One of three children of Dan Rory MacIntyre and Alice Donohue, he was raised in Port Hastings, Nova Scotia. The Donohue family was from Bay St. Lawrence, a small fishing community in northern Cape Breton, who were originally loyalists from Massachusetts who settled there after the American Revolutionary War. As a miner, his father was rarely at home. MacIntyre has said, "The old fellow decided the family would stay in the community and he would go away and stay as long as it took.... My mother was a teacher and my sister and I stayed with her."
After high school, MacIntyre moved to Antigonish, Nova Scotia, where in 1964 he obtained a Bachelor of Arts degree from St.

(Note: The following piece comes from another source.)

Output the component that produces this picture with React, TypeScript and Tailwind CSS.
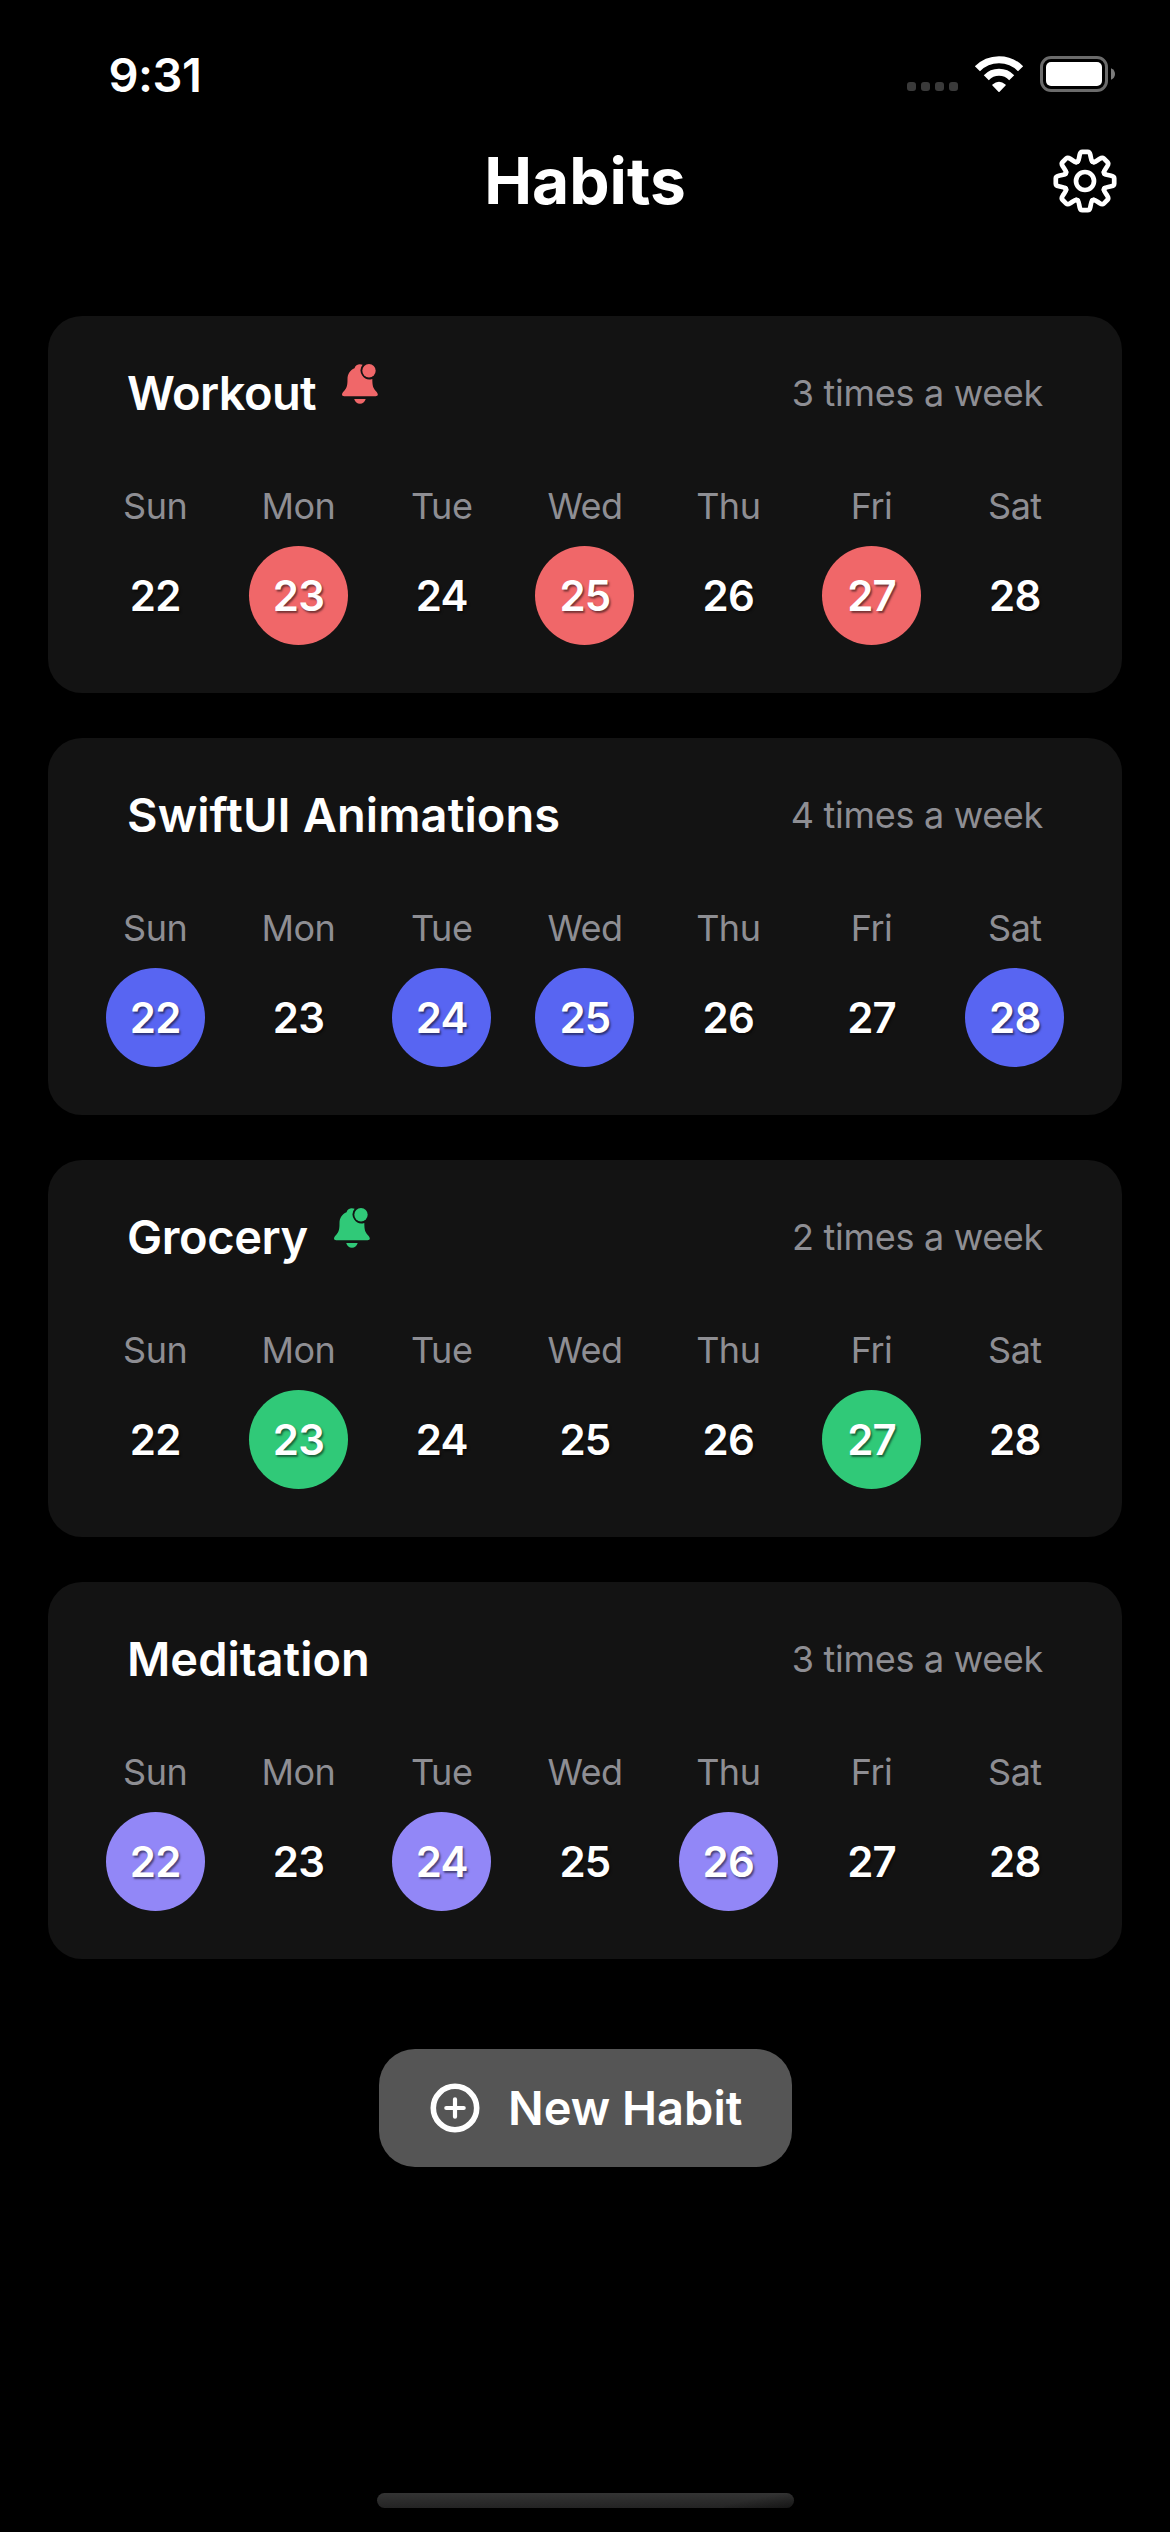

Francis Xavier University. He also studied at St. Mary's University and the University of King's College in Halifax. From 1964 to 1967 he worked for the Halifax Herald as a parliamentary reporter in Ottawa. He continued in the same role with the Financial Times of Canada from 1967 to 1970. He was drawn back to Cape Breton after the death of his father in 1970 and for the next six years he lived there and worked as a correspondent for the Chronicle Herald.
He joined the Canadian Broadcasting Corporation in Halifax in 1976 and for three years he hosted a regional public affairs show called The MacIntyre File. It was with this program that he launched a successful legal challenge before the Supreme Court of Nova Scotia over access to affidavits and documents relating to search warrants. Later heard before the Supreme Court of Canada, the successful suit was a landmark case which set a precedent in support of public and media access to information in Canada.
In 1980, MacIntyre moved to Toronto, where he still resides, to work as a producer and journalist and in 1981 he joined CBC's new flagship news program, The Journal.
His work took him around the world preparing documentary reports on international affairs, preparing such notable features as 1981's "Dirty Sky, Dying Water". From 1986 to 1988 he was host and national editor of CBC Radio's flagship show, Sunday Morning. In 1990 he was named co-host of the weekly investigative newsmagazine the fifth estate, with which he remained until 2014. In addition, he has been a frequent guest host of The Current on CBC Radio One.
In 2014, MacIntyre decided to retire both to help spare at least one younger colleague from the pending 657 job cuts from the CBC and to illustrate the effect of the considerable budget cuts the CBC is enduring.

Stories

For the fifth estate, he has written numerous investigative reports often with producer Neil Docherty. Many of the shows have also appeared on Frontline. Examples of his stories include:
During a fifty-day lockout by the CBC in 2005, MacIntyre penned a memoir called Causeway: A Passage from Innocence, which he dedicated to his mother. He has five children including CBC reporter Darrow MacIntyre. He married broadcaster Carol Off in 2000.